Facing Hunger


Island Harvest raises more than $400,000 to feed Long Island’s hungry
Helping The Hungry

From left: Pei-Sze Cheng and Randi Shubin Dresner at Taste of the Harvest.
(Photo by Elizabeth Siris Winchester)

In her opening remarks for the 26th annual Taste of the Harvest at Crest Hollow Country Club in Woodbury on Oct. 15, Randi Shubin Dresner asked the 600 event attendees to think about their morning routines. We get up, we may get ready for work, we may get kids together for school. While routines vary, Dresner noted that for the people in the room, activities usually include having breakfast and packing lunch, but for many others—right here on Long Island—these daily meals that we often take for granted are a struggle.
“There are many children who go to school every day with an empty stomach,” Dresner said. “Many children go to school because they are getting free lunch. Children tell us free lunch keeps them in school.”
Dresner is the president and CEO of Island Harvest Food Bank, which is a leading hunger-relief organization that serves the more than 300,000 Long Islanders living in food insecurity—a state in which people do not get enough food consistently to live active and healthy lives. These Long Islanders are children, senior citizens, veterans and working parents.
Island Harvest has programs targeted to help various groups and reports that about 70,000 people in Nassau and Suffolk counties are fed through their soup kitchens, food pantries and other programs each week.

About 600 people attended the Oct. 15 benefit.
(Photo by Elizabeth Siris Winchester)

Major funding for the organization’s various programs comes from the annual Taste of the Harvest celebration, which this year raised more than $400,000. The gourmet tasting event this year featured chefs, representatives and food samples from more than 40 Long Island restaurants, caterers, country clubs and other food and beverage vendors. Craig Delia of Chris & Tony’s in Syosset, was happy to be among them.
“We like to give back to the community in any way possible,” he explained.

The diverse cuisines represented ranged from American and Italian to Japanese, Indian and Thai, and included products from specialty coffee and tea to meatballs, quiche and donuts. Delia chose his menu based on what people liked to taste at previous shows and his veal Bolognese and chicken Scarpariello was a big hit. Money for Island Harvest was also raised through a silent auction that included big ticket items such as a signed Peyton Manning jersey and Ariana Grande concert tickets.
NBC 4 New York’s Pei-Sze Cheng served as the event emcee for the second year in a row. Cheng regularly investigates challenges that people face across the New York area.
“When [the challenge] impacts kids, veterans and seniors, we really need to do something about it,” Cheng said.

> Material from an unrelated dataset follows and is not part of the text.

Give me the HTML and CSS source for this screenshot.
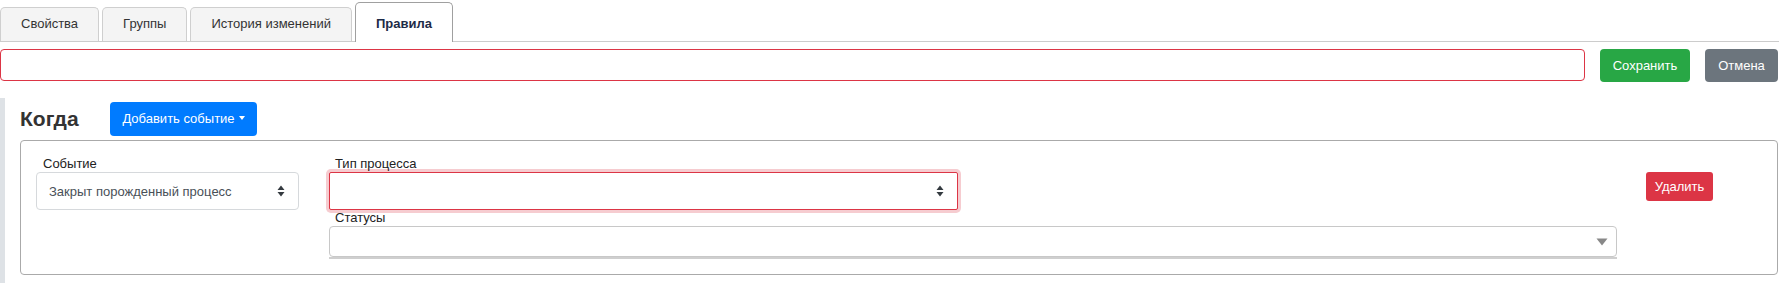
FILE: index.html
```html
<!DOCTYPE html>
<html lang="ru">
<head>
<meta charset="utf-8">
<title>Правила</title>
<link rel="stylesheet" href="styles.css">
</head>
<body>
<div class="tabs">
  <div class="tab">Свойства</div>
  <div class="tab">Группы</div>
  <div class="tab">История изменений</div>
  <div class="tab tab-active">Правила</div>
</div>
<div class="name-row">
  <div class="name-input"></div>
  <button class="btn btn-save">Сохранить</button>
  <button class="btn btn-cancel">Отмена</button>
</div>
<div class="section">
  <div class="section-head">
    <h4 class="section-title">Когда</h4>
    <button class="btn btn-add">Добавить событие<span class="caret"></span></button>
  </div>
  <div class="event-box">
    <div class="col-event">
      <div class="field-label">Событие</div>
      <div class="select">
        <span class="select-text">Закрыт порожденный процесс</span>
        <svg class="updown" width="8" height="12" viewBox="0 0 8 12"><path d="M4 0.5 L7.5 5 H0.5 Z M4 11.5 L7.5 7 H0.5 Z" fill="#343a40"/></svg>
      </div>
    </div>
    <div class="col-process">
      <div class="field-label">Тип процесса</div>
      <div class="select select-invalid">
        <span class="select-text"></span>
        <svg class="updown" width="8" height="12" viewBox="0 0 8 12"><path d="M4 0.5 L7.5 5 H0.5 Z M4 11.5 L7.5 7 H0.5 Z" fill="#343a40"/></svg>
      </div>
      <div class="field-label">Статусы</div>
      <div class="multi">
        <svg class="down" width="12" height="8" viewBox="0 0 12 8"><path d="M0.5 0.5 H11.5 L6 7.5 Z" fill="#888"/></svg>
      </div>
      <div class="multi-line"></div>
    </div>
    <div class="col-actions">
      <button class="btn btn-delete">Удалить</button>
    </div>
  </div>
</div>
</body>
</html>
```

FILE: styles.css
```css
* { box-sizing: border-box; }
html, body { margin: 0; padding: 0; background: #fff; }
body {
  font-family: "Liberation Sans", Arial, sans-serif;
  font-size: 13px;
  color: #212529;
  width: 1779px;
  overflow: hidden;
}

.tabs {
  display: flex;
  align-items: flex-end;
  gap: 3px;
  height: 42px;
  border-bottom: 1px solid #cccccc;
}
.tab {
  height: 34px;
  padding: 6px 20px 0;
  line-height: 20px;
  color: #333;
  background: #f4f4f4;
  border: 1px solid #cfcfcf;
  border-bottom: none;
  border-radius: 5px 5px 0 0;
  white-space: nowrap;
}
.tab-active {
  height: 40px;
  margin-bottom: -1px;
  padding-top: 11px;
  background: #fff;
  border-color: #a0a0a0;
  font-weight: bold;
  color: #1d2b47;
}

.name-row {
  display: flex;
  align-items: flex-start;
  gap: 15px;
  padding: 7px 1px 0 0;
}
.name-input {
  flex: 1;
  height: 32px;
  border: 1px solid #dc3545;
  border-radius: 4px;
}
.btn {
  font-family: "Liberation Sans", Arial, sans-serif;
  font-size: 13px;
  color: #fff;
  border: 1px solid transparent;
  border-radius: 4px;
  padding: 0 12px;
  line-height: 20px;
  cursor: pointer;
  white-space: nowrap;
}
.btn-save { height: 33px; width: 90px; padding: 0; background: #28a745; }
.btn-cancel { height: 33px; width: 73px; padding: 0; background: #6c757d; }

.section {
  margin-top: 16px;
  border-left: 5px solid #dee2e6;
  padding: 4px 1px 8px 15px;
}
.section-head {
  display: flex;
  align-items: center;
  margin-bottom: 4px;
}
.section-title {
  width: 90px;
  margin: 0;
  font-size: 21px;
  font-weight: bold;
  color: #333;
  line-height: 24px;
}
.btn-add {
  height: 34px;
  width: 147px;
  padding: 0;
  background: #007bff;
}
.caret {
  display: inline-block;
  margin-left: 4px;
  vertical-align: 3px;
  border-top: 4px solid #fff;
  border-left: 3.5px solid transparent;
  border-right: 3.5px solid transparent;
}

.event-box {
  display: flex;
  align-items: flex-start;
  border: 1px solid #aaaaaa;
  border-radius: 4px;
  padding: 15px;
  height: 135px;
}
.col-event { width: 263px; }
.col-process { width: 1288px; margin-left: 30px; }
.col-actions { margin-left: 29px; padding-top: 16px; }

.field-label {
  height: 16px;
  line-height: 16px;
  padding-left: 7px;
  color: #222;
  font-size: 13px;
}
.col-process .field-label { padding-left: 6px; }

.select {
  display: flex;
  align-items: center;
  height: 38px;
  border: 1px solid #d6d9dc;
  border-radius: 4px;
  padding: 0 12px;
  color: #495057;
  background: #fff;
}
.col-process .select { width: 629px; }
.select-text { flex: 1; white-space: nowrap; }
.updown { flex: none; margin-right: 1px; }
.select-invalid {
  border-color: #dc3545;
  border-radius: 2px;
  box-shadow: 0 0 0 3px rgba(220, 53, 69, 0.25);
}

.multi {
  display: flex;
  align-items: center;
  justify-content: flex-end;
  height: 31px;
  border: 1px solid #c8c8c8;
  border-radius: 4px;
  padding-right: 8px;
  background: #fff;
}
.multi-line {
  height: 2px;
  background: #cfcfcf;
}

.btn-delete {
  height: 29px;
  width: 67px;
  padding: 0;
  background: #dc3545;
  border-radius: 3px;
}
```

View chef Keith McConnell shares his Peking duck tacos.
(Photo by Elizabeth Siris Winchester)

It was after visiting Island Harvest that Cheng became “extremely impressed with [the organization’s] ability to distribute food to Long Island and to eliminate food waste. So much food gets wasted and they’ve figured out ways to redistribute food to people who need it most.”

Event honorees included PSEG Long Island for its longtime support of Island Harvest’s mission and student ambassador Shivani Patel.
“There are so many Long Islanders who are going to be hungry,” Stacy Parsell, vice president of development, said. “To have the opportunity to give back through a fundraiser is a wonderful feeling.”